===== Dataset

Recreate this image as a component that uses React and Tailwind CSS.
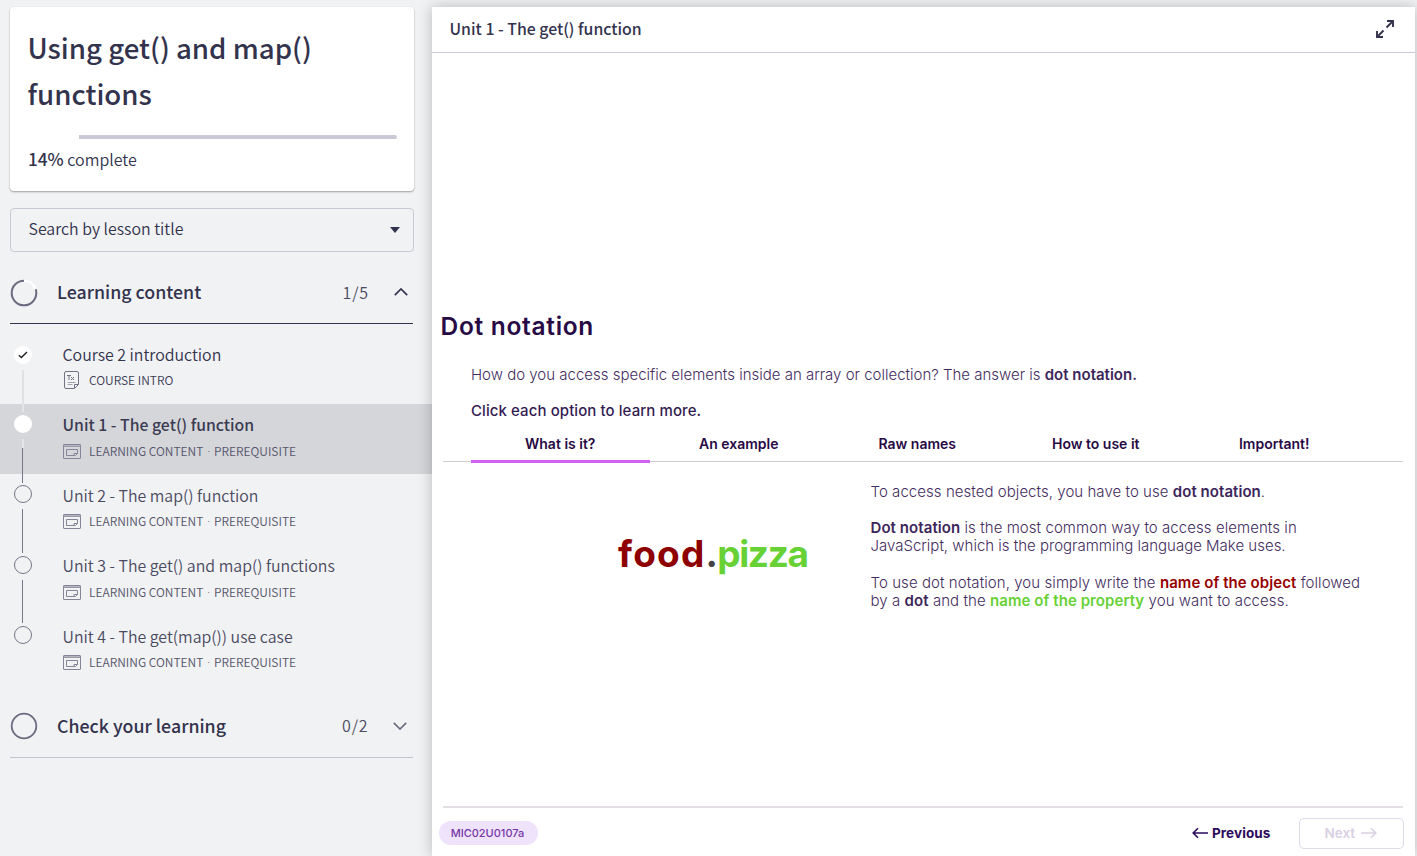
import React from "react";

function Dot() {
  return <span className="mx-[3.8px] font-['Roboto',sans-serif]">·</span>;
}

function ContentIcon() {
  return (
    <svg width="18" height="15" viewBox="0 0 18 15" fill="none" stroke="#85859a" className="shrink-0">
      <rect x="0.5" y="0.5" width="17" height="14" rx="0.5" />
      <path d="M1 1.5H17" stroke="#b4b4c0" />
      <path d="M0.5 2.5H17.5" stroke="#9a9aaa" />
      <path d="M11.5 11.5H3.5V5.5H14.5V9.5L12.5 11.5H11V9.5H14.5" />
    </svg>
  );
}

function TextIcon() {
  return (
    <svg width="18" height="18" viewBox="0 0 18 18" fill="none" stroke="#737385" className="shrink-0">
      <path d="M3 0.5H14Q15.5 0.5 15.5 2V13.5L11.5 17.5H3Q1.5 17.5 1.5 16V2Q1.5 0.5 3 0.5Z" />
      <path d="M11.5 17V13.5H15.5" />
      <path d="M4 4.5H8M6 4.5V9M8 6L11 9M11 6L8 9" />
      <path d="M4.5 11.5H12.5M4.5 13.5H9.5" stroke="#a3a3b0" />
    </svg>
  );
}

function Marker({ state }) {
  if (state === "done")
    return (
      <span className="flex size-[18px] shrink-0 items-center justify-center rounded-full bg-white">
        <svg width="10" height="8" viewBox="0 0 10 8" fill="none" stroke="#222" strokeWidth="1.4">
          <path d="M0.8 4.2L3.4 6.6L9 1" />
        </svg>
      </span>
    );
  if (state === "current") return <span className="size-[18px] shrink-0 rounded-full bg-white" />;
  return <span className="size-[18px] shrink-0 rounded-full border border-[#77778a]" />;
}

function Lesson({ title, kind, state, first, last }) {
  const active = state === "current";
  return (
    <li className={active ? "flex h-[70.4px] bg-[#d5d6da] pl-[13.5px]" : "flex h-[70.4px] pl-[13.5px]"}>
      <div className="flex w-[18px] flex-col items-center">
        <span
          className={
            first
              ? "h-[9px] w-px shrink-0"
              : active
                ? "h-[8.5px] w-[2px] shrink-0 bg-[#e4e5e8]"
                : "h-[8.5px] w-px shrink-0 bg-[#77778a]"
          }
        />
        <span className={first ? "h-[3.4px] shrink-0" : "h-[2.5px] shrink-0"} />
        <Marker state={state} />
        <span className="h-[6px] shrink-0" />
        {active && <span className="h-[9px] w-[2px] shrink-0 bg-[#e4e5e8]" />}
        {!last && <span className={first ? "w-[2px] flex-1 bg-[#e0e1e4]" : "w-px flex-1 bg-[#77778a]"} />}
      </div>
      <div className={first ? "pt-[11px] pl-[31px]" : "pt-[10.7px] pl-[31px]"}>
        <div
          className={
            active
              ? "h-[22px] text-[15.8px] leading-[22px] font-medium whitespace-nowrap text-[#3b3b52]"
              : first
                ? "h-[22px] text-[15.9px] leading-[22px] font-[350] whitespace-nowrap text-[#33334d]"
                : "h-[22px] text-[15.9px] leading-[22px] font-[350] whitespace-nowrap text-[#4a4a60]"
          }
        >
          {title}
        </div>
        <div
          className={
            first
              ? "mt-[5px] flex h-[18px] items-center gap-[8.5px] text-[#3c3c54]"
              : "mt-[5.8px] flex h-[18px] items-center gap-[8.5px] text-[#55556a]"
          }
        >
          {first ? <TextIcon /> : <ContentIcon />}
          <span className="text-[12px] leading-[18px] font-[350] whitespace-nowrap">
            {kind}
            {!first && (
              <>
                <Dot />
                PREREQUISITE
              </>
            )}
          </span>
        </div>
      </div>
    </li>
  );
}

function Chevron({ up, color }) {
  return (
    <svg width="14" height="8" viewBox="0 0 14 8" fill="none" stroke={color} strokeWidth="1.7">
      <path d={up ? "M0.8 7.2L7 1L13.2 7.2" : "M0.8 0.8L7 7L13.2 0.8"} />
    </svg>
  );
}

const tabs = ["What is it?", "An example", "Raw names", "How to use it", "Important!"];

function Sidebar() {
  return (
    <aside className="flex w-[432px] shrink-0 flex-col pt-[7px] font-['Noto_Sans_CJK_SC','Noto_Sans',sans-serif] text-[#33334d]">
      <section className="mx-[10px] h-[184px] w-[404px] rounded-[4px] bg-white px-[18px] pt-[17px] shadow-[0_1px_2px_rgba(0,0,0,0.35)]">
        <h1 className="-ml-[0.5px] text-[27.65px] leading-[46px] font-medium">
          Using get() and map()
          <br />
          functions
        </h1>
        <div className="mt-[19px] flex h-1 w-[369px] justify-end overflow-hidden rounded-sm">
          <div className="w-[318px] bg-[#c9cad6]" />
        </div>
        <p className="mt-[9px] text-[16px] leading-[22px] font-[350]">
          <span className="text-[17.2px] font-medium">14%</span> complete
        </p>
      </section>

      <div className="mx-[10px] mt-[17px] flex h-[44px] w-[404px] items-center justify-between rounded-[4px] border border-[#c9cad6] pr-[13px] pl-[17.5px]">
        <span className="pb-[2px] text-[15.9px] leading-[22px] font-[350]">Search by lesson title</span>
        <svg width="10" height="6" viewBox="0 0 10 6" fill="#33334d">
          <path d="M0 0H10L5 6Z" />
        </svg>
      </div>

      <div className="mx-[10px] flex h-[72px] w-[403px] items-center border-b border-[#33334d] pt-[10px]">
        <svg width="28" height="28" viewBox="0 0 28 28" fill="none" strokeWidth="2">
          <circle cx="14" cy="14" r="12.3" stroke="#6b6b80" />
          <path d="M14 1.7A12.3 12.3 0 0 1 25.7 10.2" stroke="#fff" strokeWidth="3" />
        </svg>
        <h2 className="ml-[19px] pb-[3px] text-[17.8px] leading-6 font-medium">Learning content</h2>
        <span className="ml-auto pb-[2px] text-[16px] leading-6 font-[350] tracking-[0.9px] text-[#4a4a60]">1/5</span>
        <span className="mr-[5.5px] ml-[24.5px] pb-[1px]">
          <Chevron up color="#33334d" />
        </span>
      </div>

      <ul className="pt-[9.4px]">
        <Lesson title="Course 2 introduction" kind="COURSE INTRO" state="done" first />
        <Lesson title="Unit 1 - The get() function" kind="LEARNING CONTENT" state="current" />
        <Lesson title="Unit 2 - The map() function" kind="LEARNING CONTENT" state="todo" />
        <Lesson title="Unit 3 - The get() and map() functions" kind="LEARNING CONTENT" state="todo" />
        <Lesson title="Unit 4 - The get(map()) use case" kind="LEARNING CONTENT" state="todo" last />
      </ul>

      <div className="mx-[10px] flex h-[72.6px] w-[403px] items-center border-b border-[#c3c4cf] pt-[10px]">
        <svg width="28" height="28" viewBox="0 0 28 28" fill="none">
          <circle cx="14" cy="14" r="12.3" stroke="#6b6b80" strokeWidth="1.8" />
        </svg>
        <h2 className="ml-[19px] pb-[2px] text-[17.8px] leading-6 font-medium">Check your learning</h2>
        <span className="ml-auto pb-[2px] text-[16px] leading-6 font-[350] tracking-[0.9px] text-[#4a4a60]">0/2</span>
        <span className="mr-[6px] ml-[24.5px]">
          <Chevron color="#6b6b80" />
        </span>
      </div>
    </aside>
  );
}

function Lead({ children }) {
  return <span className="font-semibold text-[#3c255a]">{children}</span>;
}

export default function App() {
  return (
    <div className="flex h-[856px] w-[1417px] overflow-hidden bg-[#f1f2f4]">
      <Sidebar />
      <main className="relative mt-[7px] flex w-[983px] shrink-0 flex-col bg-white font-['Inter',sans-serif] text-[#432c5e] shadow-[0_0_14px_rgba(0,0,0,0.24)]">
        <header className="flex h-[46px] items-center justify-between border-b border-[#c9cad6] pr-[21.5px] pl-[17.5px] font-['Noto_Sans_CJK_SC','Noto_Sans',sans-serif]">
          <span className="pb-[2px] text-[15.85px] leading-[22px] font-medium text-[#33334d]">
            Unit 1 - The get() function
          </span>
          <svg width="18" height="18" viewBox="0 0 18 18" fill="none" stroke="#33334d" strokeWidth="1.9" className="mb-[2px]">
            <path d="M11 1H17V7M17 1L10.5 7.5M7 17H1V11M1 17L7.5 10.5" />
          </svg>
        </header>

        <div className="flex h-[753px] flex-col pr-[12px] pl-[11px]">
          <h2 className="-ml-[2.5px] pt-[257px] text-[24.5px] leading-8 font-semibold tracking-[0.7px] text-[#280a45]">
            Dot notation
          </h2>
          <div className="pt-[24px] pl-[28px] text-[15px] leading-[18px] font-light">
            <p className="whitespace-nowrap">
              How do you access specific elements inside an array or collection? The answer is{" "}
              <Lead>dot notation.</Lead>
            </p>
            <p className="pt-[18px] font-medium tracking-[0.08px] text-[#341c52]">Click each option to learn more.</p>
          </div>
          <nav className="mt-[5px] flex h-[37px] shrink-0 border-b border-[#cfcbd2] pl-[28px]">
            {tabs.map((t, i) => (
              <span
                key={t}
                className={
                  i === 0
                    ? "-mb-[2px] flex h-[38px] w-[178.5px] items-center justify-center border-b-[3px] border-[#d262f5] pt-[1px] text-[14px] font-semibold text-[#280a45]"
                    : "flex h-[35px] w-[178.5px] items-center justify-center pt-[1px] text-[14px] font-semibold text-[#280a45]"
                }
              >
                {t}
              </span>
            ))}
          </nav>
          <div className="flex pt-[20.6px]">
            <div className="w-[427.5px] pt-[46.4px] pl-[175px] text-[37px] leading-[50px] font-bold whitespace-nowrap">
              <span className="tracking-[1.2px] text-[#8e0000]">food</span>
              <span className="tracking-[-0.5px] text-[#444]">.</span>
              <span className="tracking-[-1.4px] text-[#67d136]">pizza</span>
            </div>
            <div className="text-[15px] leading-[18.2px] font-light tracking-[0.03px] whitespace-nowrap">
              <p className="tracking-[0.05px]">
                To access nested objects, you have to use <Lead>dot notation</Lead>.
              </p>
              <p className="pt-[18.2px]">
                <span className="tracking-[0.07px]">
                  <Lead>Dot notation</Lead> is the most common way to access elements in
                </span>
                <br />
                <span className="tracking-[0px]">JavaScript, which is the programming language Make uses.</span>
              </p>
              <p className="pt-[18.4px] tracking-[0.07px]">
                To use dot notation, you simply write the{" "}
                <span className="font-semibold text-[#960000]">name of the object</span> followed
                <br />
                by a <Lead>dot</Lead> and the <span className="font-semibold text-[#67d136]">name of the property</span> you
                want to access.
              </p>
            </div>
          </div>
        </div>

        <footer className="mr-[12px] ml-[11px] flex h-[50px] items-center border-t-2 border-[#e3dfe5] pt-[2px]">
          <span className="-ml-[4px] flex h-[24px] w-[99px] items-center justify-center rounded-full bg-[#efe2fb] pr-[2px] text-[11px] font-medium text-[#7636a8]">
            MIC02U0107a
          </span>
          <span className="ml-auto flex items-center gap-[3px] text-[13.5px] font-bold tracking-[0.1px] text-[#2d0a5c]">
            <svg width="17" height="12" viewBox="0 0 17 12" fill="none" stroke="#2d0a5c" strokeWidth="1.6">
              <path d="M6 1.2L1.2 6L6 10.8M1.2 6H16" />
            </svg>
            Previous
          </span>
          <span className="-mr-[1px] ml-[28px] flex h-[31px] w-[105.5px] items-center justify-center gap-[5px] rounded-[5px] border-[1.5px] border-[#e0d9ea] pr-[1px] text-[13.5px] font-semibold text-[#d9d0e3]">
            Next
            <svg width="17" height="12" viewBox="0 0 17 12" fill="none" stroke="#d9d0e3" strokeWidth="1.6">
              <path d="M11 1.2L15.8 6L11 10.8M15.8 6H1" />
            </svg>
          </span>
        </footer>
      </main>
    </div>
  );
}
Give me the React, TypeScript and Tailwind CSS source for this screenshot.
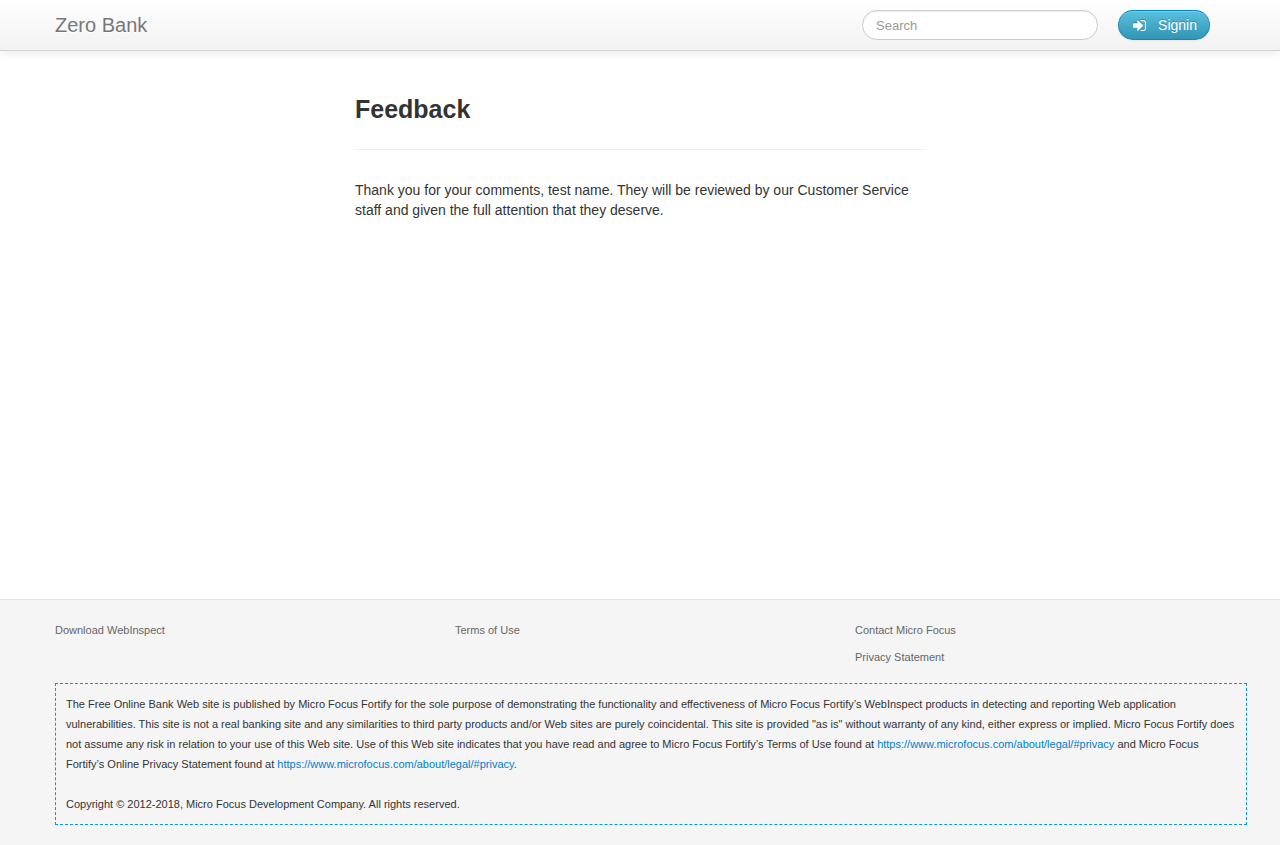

==========

Work to do:
Filter the records for lines holding the string "uses". Copy each one.

Task response:
Recreate this image as a component that uses React and Tailwind CSS.
                <span className="tracking-[0px]">JavaScript, which is the programming language Make uses.</span>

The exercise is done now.